Telephone conference £250 claimed.
Brief delivered, counsel’s preparation, £1,500 claimed.
Conference, £450 claimed.
Brief fee, £3,500 claimed.
Refresher, £2,500 claimed.
Opinion, £350 claimed.
04.08.98 AH instructed by McCara in connection with a proposed appeal and stay application on the proceeds of sale.
AH first PoA of £1,321.88.
Further hearing, fee charged unknown.
Further hearing, fee charged unknown. This hearing concluded the case.
AH second PoA of £10,442.81.
Cost draftsman’s letter to Solicitors for respondent:
“Serious difficulties completing the bill of costs in view of counsel’s reluctance to provide fee notes for the hearings … Mrs Henthorn’s clerk has been contacted by both myself and Ann on several occasions but with no success. I wonder if you could bring some pressure to bear as it is obviously in everyone’s interest to have the bill taxed as soon as possible.”
Date unknown Costs assessed by court
LSC receive assessed bill which provides for counsel’s fees totalling £5,375.63 as shown on screen dump.
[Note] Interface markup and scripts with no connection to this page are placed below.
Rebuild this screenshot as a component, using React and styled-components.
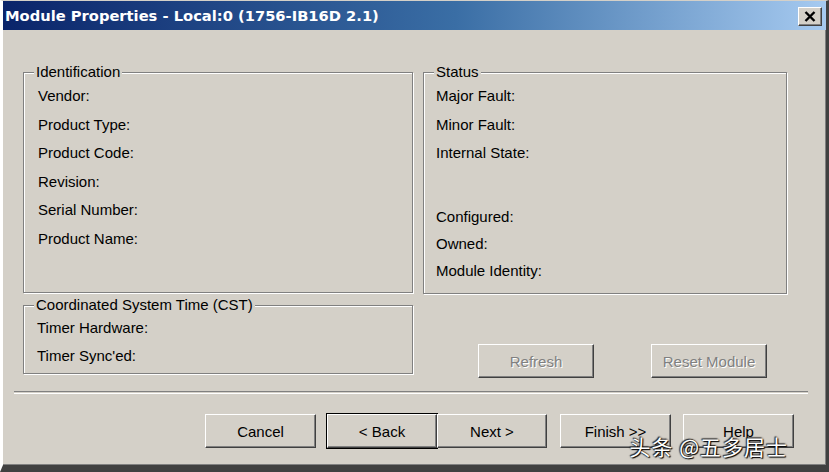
import React from 'react';
import styled, { createGlobalStyle, css } from 'styled-components';

const GlobalStyle = createGlobalStyle`
  html, body {
    margin: 0;
    padding: 0;
    background: #d4d0c8;
  }
  body {
    font-family: "Liberation Sans", Arial, sans-serif;
  }
`;

const Window = styled.div`
  position: relative;
  box-sizing: border-box;
  width: 829px;
  height: 472px;
  display: flex;
  flex-direction: column;
  background: #d4d0c8;
  border-style: solid;
  border-width: 1px 3px 7px 3px;
  border-color: #d4d0c8 #404040 #404040 #fff;
  box-shadow: inset -1px -1px 0 #808080;
  overflow: hidden;
`;

const TitleBar = styled.div`
  height: 29px;
  flex: none;
  display: flex;
  align-items: center;
  justify-content: space-between;
  padding: 0 4px 0 2px;
  background: linear-gradient(to right, #0a246a 0%, #3a6ea5 55%, #a6caf0 100%);
`;

const Title = styled.span`
  font-family: "DejaVu Sans", Verdana, sans-serif;
  font-weight: bold;
  font-size: 14.7px;
  color: #fff;
`;

const CloseButton = styled.button`
  width: 24px;
  height: 19px;
  padding: 0;
  display: flex;
  align-items: center;
  justify-content: center;
  background: #d4d0c8;
  border: 1px solid;
  border-color: #fff #404040 #404040 #fff;
  box-shadow: inset -1px -1px 0 #808080;
  margin-top: 1px;
`;

const Body = styled.div`
  flex: 1;
  display: flex;
  flex-direction: column;
`;

const Panels = styled.div`
  display: grid;
  grid-template-columns: 390px 364px;
  column-gap: 10px;
  margin: 42px 0 0 20px;
`;

const Column = styled.div`
  display: flex;
  flex-direction: column;
`;

const Group = styled.div`
  position: relative;
  box-sizing: border-box;
  height: ${p => p.$h}px;
  margin-top: ${p => p.$mt || 0}px;
  padding: ${p => p.$pt}px 0 0 ${p => p.$pl}px;
  border: 1px solid #808080;
  box-shadow: inset 1px 1px 0 #fff, 1px 1px 0 #fff;
  display: flex;
  flex-direction: column;
`;

const Legend = styled.span`
  position: absolute;
  top: -10px;
  left: 10px;
  padding: 0 2px;
  background: #d4d0c8;
  font-size: 15px;
  line-height: 18px;
  color: #000;
`;

const Label = styled.div`
  font-size: 15px;
  line-height: 17px;
  height: 17px;
  color: #000;
  margin-top: ${p => p.$gap || 0}px;
`;

const ActionRow = styled.div`
  display: flex;
  gap: 57px;
  margin: 50px 0 0 55px;
`;

const buttonFace = css`
  box-sizing: border-box;
  height: 34px;
  padding: 0;
  font-family: "Liberation Sans", Arial, sans-serif;
  font-size: 15px;
  background: #d4d0c8;
  border: 1px solid;
  border-color: #fff #404040 #404040 #fff;
  box-shadow: inset -1px -1px 0 #808080, inset 1px 1px 0 #d4d0c8;
`;

const Button = styled.button`
  ${buttonFace};
  width: ${p => p.$w || 111}px;
  margin-left: ${p => p.$ml || 0}px;
  color: ${p => (p.disabled ? '#808080' : '#000')};
  text-shadow: ${p => (p.disabled ? '1px 1px 0 #fff' : 'none')};
  ${p => p.$default && css`
    box-shadow: inset -1px -1px 0 #808080, 0 0 0 1px #000;
  `}
`;

const Separator = styled.div`
  margin: 13px 18px 0 11px;
  height: 1px;
  border-top: 1px solid #808080;
  border-bottom: 1px solid #fff;
`;

const Footer = styled.div`
  display: flex;
  justify-content: flex-end;
  margin-top: 20px;
  padding-right: 32px;
`;

const Watermark = styled.div`
  position: absolute;
  right: 38px;
  bottom: 4px;
  font-family: "Noto Sans CJK SC", "Liberation Sans", sans-serif;
  font-size: 21px;
  color: #fff;
  text-shadow: 0 0 2px #000, 1px 1px 1px #000, -1px -1px 1px #333;
  letter-spacing: 1px;
`;

const identification = ['Vendor:', 'Product Type:', 'Product Code:', 'Revision:', 'Serial Number:', 'Product Name:'];

export default function App() {
  return (
    <>
      <GlobalStyle />
      <Window>
        <TitleBar>
          <Title>Module Properties - Local:0 (1756-IB16D 2.1)</Title>
          <CloseButton aria-label="close">
            <svg width="12" height="11" viewBox="0 0 12 11">
              <path d="M1.5 1 L10.5 10 M10.5 1 L1.5 10" stroke="#000" strokeWidth="2.4" />
            </svg>
          </CloseButton>
        </TitleBar>
        <Body>
          <Panels>
            <Column>
              <Group $h={221} $pt={14} $pl={14}>
                <Legend>Identification</Legend>
                {identification.map((t, i) => (
                  <Label key={t} $gap={i ? 11.6 : 0}>{t}</Label>
                ))}
              </Group>
              <Group $h={69} $mt={12} $pt={13} $pl={13}>
                <Legend>Coordinated System Time (CST)</Legend>
                <Label>Timer Hardware:</Label>
                <Label $gap={11}>Timer Sync'ed:</Label>
              </Group>
            </Column>
            <Column>
              <Group $h={222} $pt={14} $pl={12}>
                <Legend>Status</Legend>
                <Label>Major Fault:</Label>
                <Label $gap={11.6}>Minor Fault:</Label>
                <Label $gap={11.6}>Internal State:</Label>
                <Label $gap={47}>Configured:</Label>
                <Label $gap={9.5}>Owned:</Label>
                <Label $gap={10}>Module Identity:</Label>
              </Group>
              <ActionRow>
                <Button $w={116} disabled>Refresh</Button>
                <Button $w={116} disabled>Reset Module</Button>
              </ActionRow>
            </Column>
          </Panels>
          <Separator />
          <Footer>
            <Button>Cancel</Button>
            <Button $w={110} $ml={11} $default>&lt; Back</Button>
            <Button $w={110}>Next &gt;</Button>
            <Button $ml={13}>Finish &gt;&gt;</Button>
            <Button $ml={12}>Help</Button>
          </Footer>
        </Body>
        <Watermark>头条 @五多居士</Watermark>
      </Window>
    </>
  );
}
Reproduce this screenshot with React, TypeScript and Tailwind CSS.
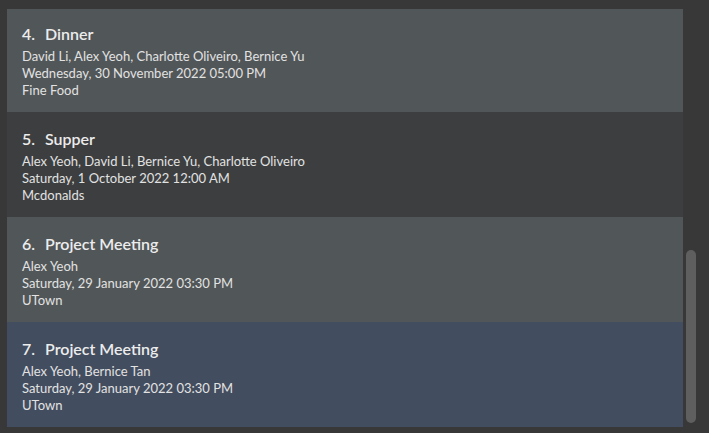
const meetings = [
  {
    id: 4,
    title: 'Dinner',
    people: 'David Li, Alex Yeoh, Charlotte Oliveiro, Bernice Yu',
    date: 'Wednesday, 30 November 2022 05:00 PM',
    place: 'Fine Food',
  },
  {
    id: 5,
    title: 'Supper',
    people: 'Alex Yeoh, David Li, Bernice Yu, Charlotte Oliveiro',
    date: 'Saturday, 1 October 2022 12:00 AM',
    place: 'Mcdonalds',
  },
  {
    id: 6,
    title: 'Project Meeting',
    people: 'Alex Yeoh',
    date: 'Saturday, 29 January 2022 03:30 PM',
    place: 'UTown',
  },
  {
    id: 7,
    title: 'Project Meeting',
    people: 'Alex Yeoh, Bernice Tan',
    date: 'Saturday, 29 January 2022 03:30 PM',
    place: 'UTown',
  },
];

const cellBg = ['bg-[#515658]', 'bg-[#3c3e3f]', 'bg-[#515658]', 'bg-[#424d5f]'];

export default function App() {
  return (
    <div className="flex h-[433px] w-[709px] overflow-hidden bg-[#383838] font-['Lato',sans-serif]">
      <div className="flex w-[683px] flex-col pl-[7px] pt-[9px]">
        {meetings.map((m, idx) => (
          <div
            key={m.id}
            className={`${cellBg[idx]} ${idx === 0 ? 'h-[103px] pt-[15px]' : 'h-[105px] pt-[17px]'} pl-[15px] text-[#e2e2e2]`}
          >
            <div className="flex text-[16px] leading-[20px] font-semibold text-[#ececec]">
              <span className="w-[23px]">{m.id}.</span>
              <span>{m.title}</span>
            </div>
            <div className="mt-[4px] text-[13px] leading-[17px]">
              <div>{m.people}</div>
              <div>{m.date}</div>
              <div>{m.place}</div>
            </div>
          </div>
        ))}
      </div>
      <div className="flex w-[26px] flex-col pl-[3px] pt-[250px]">
        <div className="h-[173px] w-[10px] rounded-[5px] bg-[#5f5f5f]" />
      </div>
    </div>
  );
}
LSC recoup the total of the PoAs from AH of £11,764.69 and gives her
credit against that recoupment for her assessed fees totalling £5,375.63. Total net sum recouped was £6,389.06.
2. Comment
It would seem that eventually a fee note from AH was obtained from somewhere which enabled the bill to be assessed. The final payments that were made to both the solicitors and counsel must have been preceded by a final assessment and a CLAIM 1.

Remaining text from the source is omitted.